Hackett, who’ll be favored to win two more golds in the 800 and 1,500 free, added the 200 to his schedule thinking it would give him a second shot at Phelps. It turned out to be their only head-to-head meeting of the championships after Phelps’ 400 debacle.

“I knew he was going to finish strong,” Phelps said. “I saw him at the 100 and I was hoping I had enough in the tank to hold him off. When it was over, Phelps had enough strength to lift his left arm to his teammates, cheering him on from the stands. Hackett paddled over from two lanes away, the two exchanging a hug and a few laughs before crawling out of the pool.

“It would have been nicer to be a bit closer to Michael and challenge him at the end,” said Hackett, who took silver in 1:46.14. “You certainly can’t take away from his performance.”

The bronze went to Neethling. Ziegler followed the promising performances of Hardy and 16-year-old Katie Hoff by shaving nearly 11 seconds off her previous best in the 1,500.

“It’s just another swim,” said Ziegler, who won the longest event in the pool in 16:00.41 seconds – the third-fastest performance in history.

Switzerland’s Flavia Rigamonti took the silver, Canada’s Brittany Reimer the bronze.

The U.S. women came to Montreal looking to fill the void left by the absence of longtime stalwarts such as Jenny Thompson, who retired, and Amanda Beard, who’s taking the year off.

The next generation appears to be in good hands. Hoff won her first world championship in the 200 individual medley Monday, though she failed to qualify for the final of the 200 free one night later.

Coming to Montreal, Coughlin seemed to be one of the few sure things for the American women – a five-time Olympic medalist, team captain and grizzled veteran at 22.

Coughlin got off to a great start in the 100 back, making the turn more than a half-second ahead of anyone else. But the Olympic champion and only woman ever to break the 1-minute barrier in the event couldn’t hold off Coventry or Germany’s Antje Buschschulte.

Coventry used a strong finishing kick to win in 1:00.24, while the German took the silver in 1:00.84 – outstretching Coughlin by four-hundredths of a second.

“You want to win, but you can’t win all the time,” Coughlin said. “As you’ve seen throughout this meet, there’s been really unexpected outcomes in a lot of events. And this was another one.”

Coventry, adding to a silver medal in the 200 IM, reveled in the role of underdog. She said Coughlin “tends to put a lot of pressure on (herself). People expect a lot.”

Hardy, swimming in her first international meet, couldn’t match her semifinal performance in the 100 breast.

Jones powered to the wall in 1:06.25 – just five-hundredths off the world record set by Hardy the previous night.
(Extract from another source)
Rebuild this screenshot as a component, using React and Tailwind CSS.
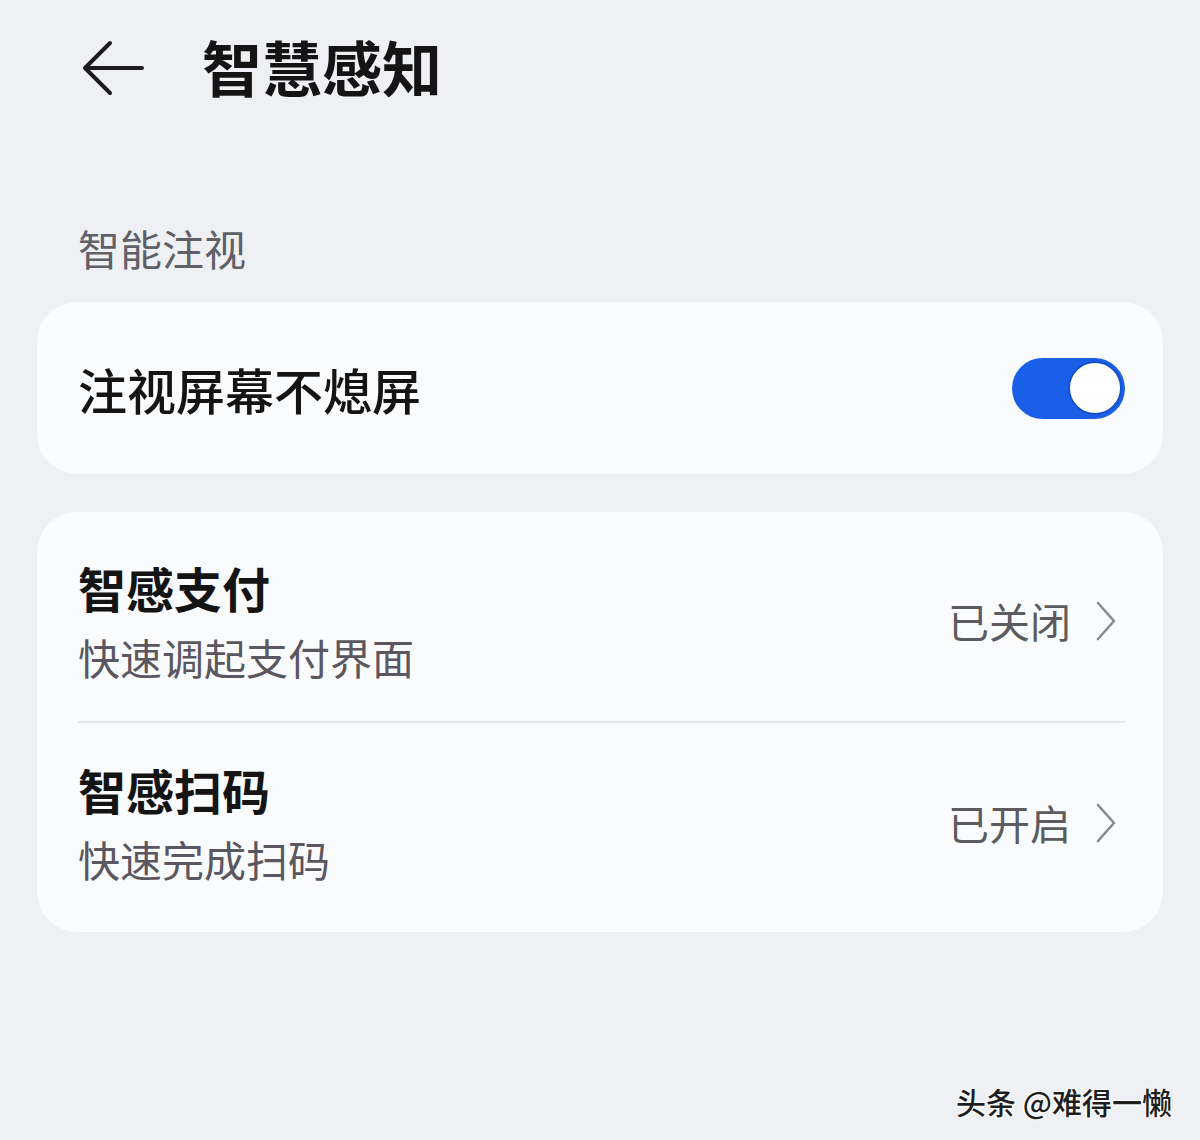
import React from "react";

const font = { fontFamily: '"Noto Sans CJK SC", "Noto Sans", sans-serif' };

function Chevron() {
  return (
    <svg width="22" height="42" viewBox="0 0 22 42" fill="none" className="ml-[24px] mr-[8px]">
      <path d="M3 3 L19 21 L3 39" stroke="#8a8b90" strokeWidth="2.6" strokeLinecap="round" strokeLinejoin="round" />
    </svg>
  );
}

function Row({ title, sub, status, className }) {
  return (
    <div className={"flex items-center " + className}>
      <div className="flex-1 flex flex-col">
        <div className="text-[48px] leading-none font-bold text-[#141414]">{title}</div>
        <div className="mt-[25px] text-[42px] leading-none text-[#5a5760]">{sub}</div>
      </div>
      <div className="flex items-center">
        <span className="text-[41px] leading-none text-[#5b5b60]">{status}</span>
        <Chevron />
      </div>
    </div>
  );
}

export default function App() {
  return (
    <div className="relative min-h-[1140px] bg-[#eef0f4]" style={font}>
      <header className="flex items-center h-[132px] pl-[82px]">
        <svg width="62" height="56" viewBox="0 0 62 56" fill="none" className="mt-[4px]">
          <path d="M28 3 L3 28 L28 53 M3 28 H60" stroke="#1c1c1c" strokeWidth="4" strokeLinecap="round" strokeLinejoin="round" />
        </svg>
        <h1 className="ml-[58px] text-[60px] leading-none font-bold text-[#141414]">智慧感知</h1>
      </header>

      <div className="mt-[95px] pl-[78px] text-[42px] leading-none text-[#606066]">智能注视</div>

      <div className="mx-[37px] mt-[33px] h-[172px] rounded-[40px] bg-[#fafbfd] flex items-center pl-[41px] pr-[38px]">
        <span className="flex-1 text-[49px] leading-none font-medium text-[#141414]">注视屏幕不熄屏</span>
        <div className="w-[113px] h-[61px] rounded-full bg-[#1a5fe8] flex items-center justify-end pr-[3px]">
          <div className="w-[54px] h-[54px] rounded-full bg-white border-[2px] border-[#1650cc]" />
        </div>
      </div>

      <div className="mx-[37px] mt-[38px] rounded-[40px] bg-[#fafbfd] pl-[41px] pr-[38px]">
        <Row title="智感支付" sub="快速调起支付界面" status="已关闭" className="h-[209px] pt-[8px]" />
        <div className="h-[2px] bg-[#e4e5e9]" />
        <Row title="智感扫码" sub="快速完成扫码" status="已开启" className="h-[209px] pb-[10px]" />
      </div>

      <div
        className="absolute right-[28px] bottom-[24px] text-[30px] leading-none font-medium text-[#1e1e1e]"
        style={{ textShadow: "1px 1px 0 #fff, -1px -1px 0 #fff, 1px -1px 0 #fff, -1px 1px 0 #fff" }}
      >
        头条 @难得一懒
      </div>
    </div>
  );
}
The teenager settled for silver in 1:06.62, while another American, Tara Kirk, claimed the bronze.

Jones struggled to break through in the biggest meets, finishing either second or third in the 100 breast at the last two Olympics, as well as the 2001 and 03 world championships.

Now, the former world record holder – it was her mark Hardy broke – is finally a champion.

“Good things come to those who wait,” Jones said. “I waited a long time, so it makes it sweeter.” Peirsol won the 100 back in 53.62, beating out Bal by a comfortable four-tenths of a second. The bronze went to Hungary’s Laszio Cseh.

“It was just a good solid race,” Peirsol said. “I just keep pounding away at that thing.”